A high-carb diet causes your body to live in a state of constant high-blood sugar levels and spiked insulin loads. When you cut back on carbs, you lower blood sugar and insulin levels to reduce inflammation and improve your body's ability to burn fat.
If you're accustomed to eating a very high-carb diet and suddenly switch to a very low-carb diet, you could experience rather dramatic drops in your blood sugar during the first few days or weeks of your transition. This low blood sugar can cause notably uncomfortable side effects and intense cravings.
Carbs and Blood Sugar
Your body converts consumed carbohydrates into glucose, a type of sugar. When the glucose enters your bloodstream, it leads to an increase in your blood sugar level.
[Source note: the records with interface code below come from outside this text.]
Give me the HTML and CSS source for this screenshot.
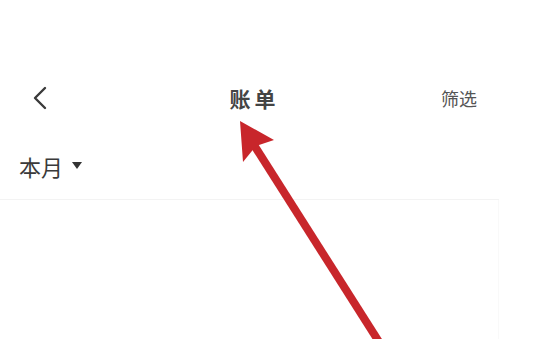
FILE: index.html
```html
<!DOCTYPE html>
<html lang="zh-CN">
<head>
  <meta charset="UTF-8">
  <meta name="viewport" content="width=device-width, initial-scale=1.0">
  <title>账单</title>
  <link rel="stylesheet" href="styles.css">
</head>
<body>
  <div class="page">
    <div class="header">
      <span class="back">
        <svg width="16" height="24" viewBox="0 0 16 24">
          <polyline points="13,2 3,12 13,22" fill="none" stroke="#3a3a3a" stroke-width="2.4" stroke-linecap="round" stroke-linejoin="round"/>
        </svg>
      </span>
      <h1 class="title">账单</h1>
      <span class="filter">筛选</span>
    </div>

    <div class="month">
      <span class="month-label">本月</span>
      <span class="caret"></span>
    </div>

    <div class="list"></div>
  </div>

  <!-- annotation arrow pointing at the title -->
  <svg class="arrow" width="543" height="339" viewBox="0 0 543 339">
    <line x1="247" y1="134" x2="381" y2="345" stroke="#c8262b" stroke-width="8"/>
    <polygon points="240,121 274,140 256,146 243,162" fill="#c8262b"/>
  </svg>
</body>
</html>
```

FILE: styles.css
```css
  body {
    margin: 0;
    background: #fff;
    font-family: "Noto Sans CJK SC", "Noto Sans", sans-serif;
    color: #333;
  }

  .page {
    width: 499px;
    min-height: 339px;
    padding-top: 75px;
    box-sizing: border-box;
  }

  .header {
    display: flex;
    align-items: center;
    justify-content: space-between;
    height: 45px;
    padding: 0 22px 0 32px;
  }

  .back {
    display: flex;
    width: 60px;
  }

  .title {
    margin: 0;
    font-size: 21px;
    font-weight: bold;
    letter-spacing: 4px;
    color: #444;
  }

  .filter {
    width: 60px;
    text-align: right;
    font-size: 18px;
    color: #555;
  }

  .month {
    display: flex;
    align-items: center;
    height: 67px;
    padding: 12px 0 0 19px;
    border-bottom: 1px solid #f3f3f3;
  }

  .month-label {
    font-size: 22px;
    color: #3a3a3a;
  }

  .caret {
    width: 0;
    height: 0;
    margin-left: 9px;
    border-left: 5px solid transparent;
    border-right: 5px solid transparent;
    border-top: 7px solid #333;
  }

  .list {
    height: 140px;
    border-right: 1px solid #f9f9f9;
  }

  .arrow {
    position: absolute;
    left: 0;
    top: 0;
    pointer-events: none;
  }
```
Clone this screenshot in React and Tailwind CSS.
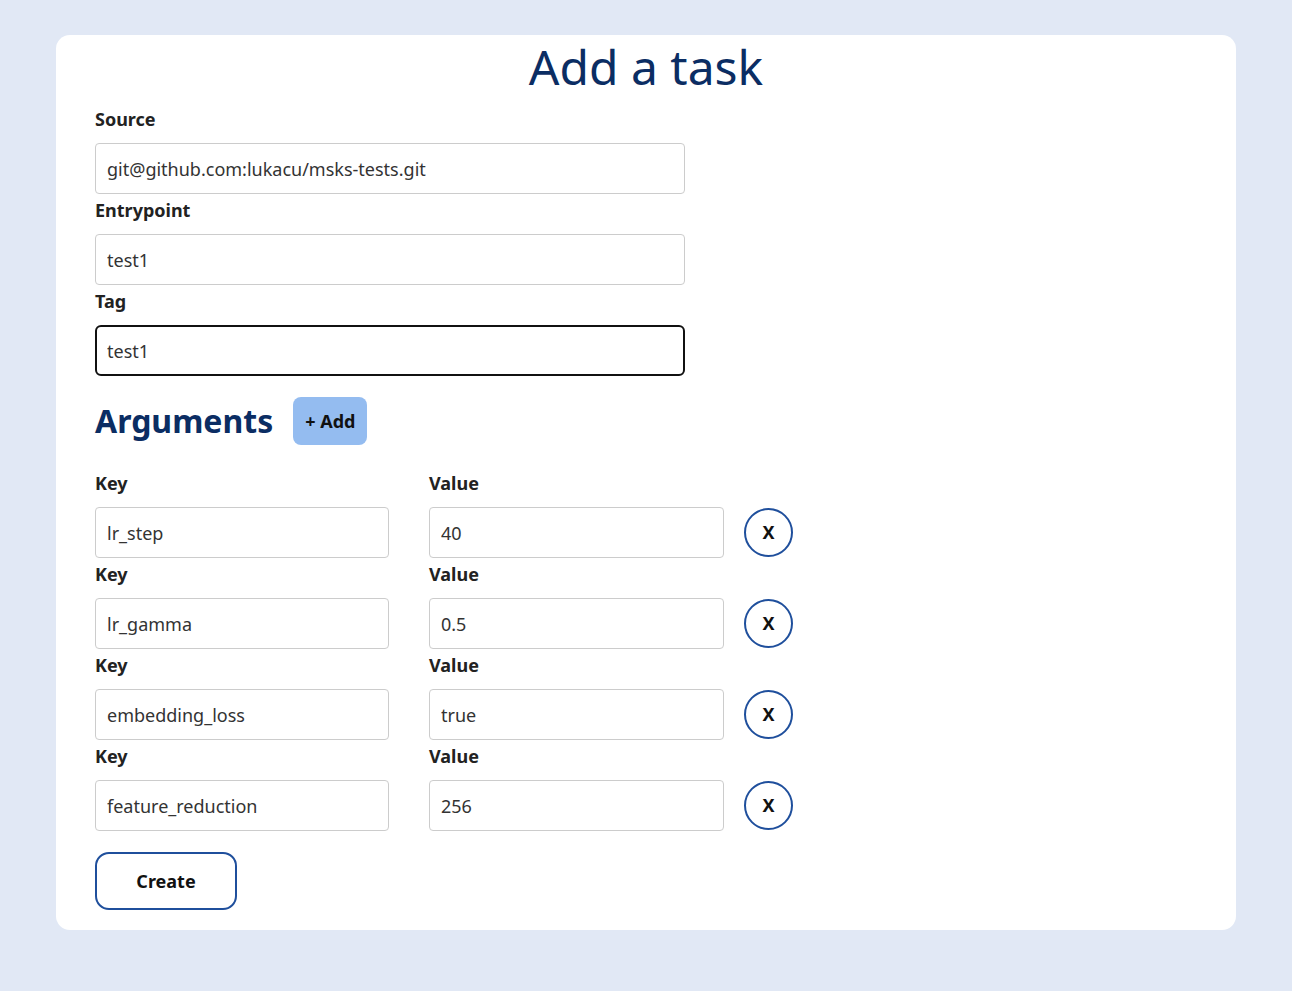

The pancreas produces insulin in response to spikes in blood sugar, which helps your body store the sugar for energy. This insulin release subsides when your cells absorb the sugar and your levels stabilize. In a healthy body, the surge of blood sugar and insulin is relatively moderate and keeps you evenly motoring through your day.
When you eat lots of carbohydrates, your body's blood sugar remains consistently high and your system constantly pumps out insulin. This chronic elevation of blood sugar and release of insulin causes inflammation, an increase in fat storage and an inability to burn stored fat.
Chronically high blood sugar levels increase your risk of disease, including heart disease and type 2 diabetes. You crave carbohydrates regularly for energy, because your body isn't efficient at using stored fat for fuel.
How a Low-Carb Diet Impacts Blood Sugar
If you regularly consume a large amount of carbohydrates, especially refined ones like white bread and soda, you may experience a notable drop in blood sugar when you drastically reduce your carb intake. In the first week of carb reduction, your body will seek to maintain your high sugar intake. You'll crave carbohydrates and may even feel weak because your body hasn't yet become efficient at burning fat for fuel.
Over the course of several days, and sometimes weeks, your system adjusts to more stable blood sugar levels and utilizes more stored fat for fuel. These are some of the primary benefits of a low-carb eating plan, but the adjustment period can be difficult.
Side Effects of Low Blood Sugar
You might need as long as three weeks to adjust to low-carb eating. For the first day or two of the plan, your body runs on stored glucose in your liver and muscles -- and your insulin levels may remain elevated. But, when you burn through these stores, your body still produces the same high levels of insulin it has been trained to produce, even though your carb intake is down.
When you produce more insulin than necessary, blood sugar levels plummet. Your body struggles to normalize them, producing adrenalin in an attempt to jolt the liver into breaking down stored energy. Your nervous system releases the neurotransmitter acetylcholine that prompts sweating. These two compounds can also lead you to experience severe side effects.
While many may feel just a general malaise and crave carbs, others can have a full-on hypoglycemic attack. This includes heart palpitations, dizziness, irritability, shakiness, nausea, flushing, headaches and even a panic attack.
The seriousness of your symptoms often depends on how drastically you reduce your carb intake. If you reduce your carb intake only moderately -- to 100 to 150 grams for example -- you may not experience such severe symptoms. Reducing carbs to 20 to 50 grams per day, however, can have a big impact.
How to Minimize Drops in Blood Sugar
Easing into a low-carb diet may help you avoid serious drops in blood sugar. Instead of going from a standard 225 to 325 grams of carbs per day to 20 grams, decrease your intake by 20 to 30 grams daily for several days until you reach your target intake.
Also, eat small meals every three to four hours to help stabilize blood sugar levels.
If you do experience intolerable low-blood sugar symptoms, such as a panic attack or extreme shakiness, you might need to drink a small glass of orange juice or have another small, high-carb snack to provide relief. Count this as part of your day's carb intake and, over time, your need for such palliative cures should diminish.